With sneakers on, we were unprepared for the slippery parts, but we completed a small loop anyway and enjoyed hearing a park guide talk about the mountain. It was fun wearing short sleeves and walking in snow! After a decent lunch at Paradise Inn, we did another relatively short hike along the snow Lakes Trail — no snow, so the going was easier. The weather was just beautiful, and the scenery was lovely. Karen and I especially enjoy the wildflowers.
Driving along the road to get to the Lakes Trail, we passed a turnout with a view of a beautiful canyon — the haze and the forest reminded me of the Smoky Mountains.
By late afternoon we were ready to head out of the park. We knew we had a lot of driving to do to get back to our hotel, and we needed to stop for dinner. I picked out a restaurant from the AAA guide book, a place called Northern Pacific Coffee Company, in part because it was along our intended route and did not require making it back even to Tacoma. We found it in a neighborhood called Parkland, and it was very interesting to say the least — a funky little cafe that serves sandwiches (as well as beer & wine) and attracts college students.
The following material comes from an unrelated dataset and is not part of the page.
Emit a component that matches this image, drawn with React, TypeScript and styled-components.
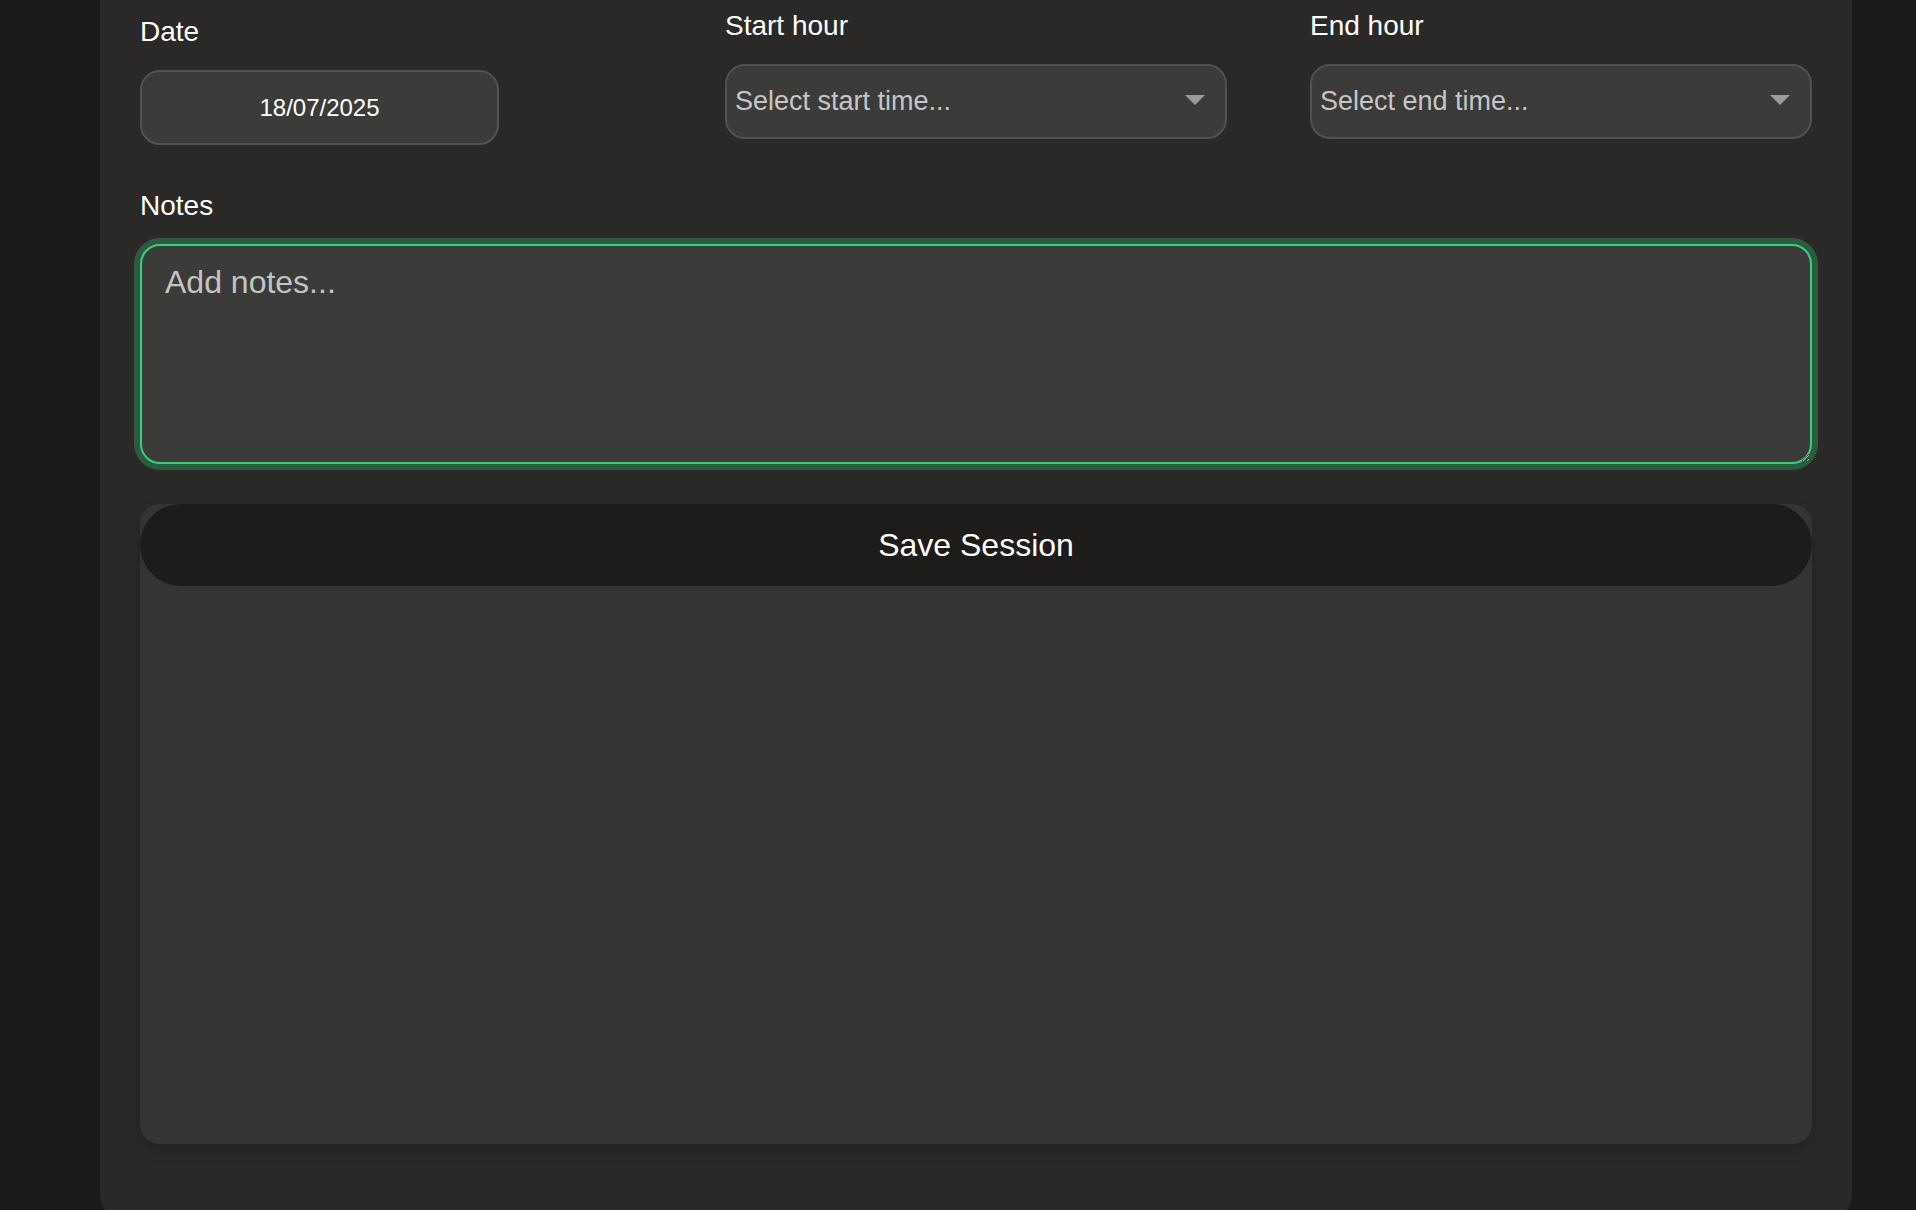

There is strange looking artwork on the walls, bookshelves on one wall, and a tiny platform for live music (although none was playing at the time). The sandwiches were good, and we liked it for its quirkiness. Lara and I later got smoothies at a nearby shop, and then we drove back to our hotel in Seattle. I wish I could say we went out and did something wild and crazy, but we were pretty worn out from the hiking, so we watched some TV and used the laptop until bedtime.
We like “collecting” national parks, so on this day we got back to nature accomplished our goal. Mt. Ranier is definitely a major highlight of the trip! 🙂 Tomorrow we have more sightseeing to do in Seattle before heading up to Vancouver.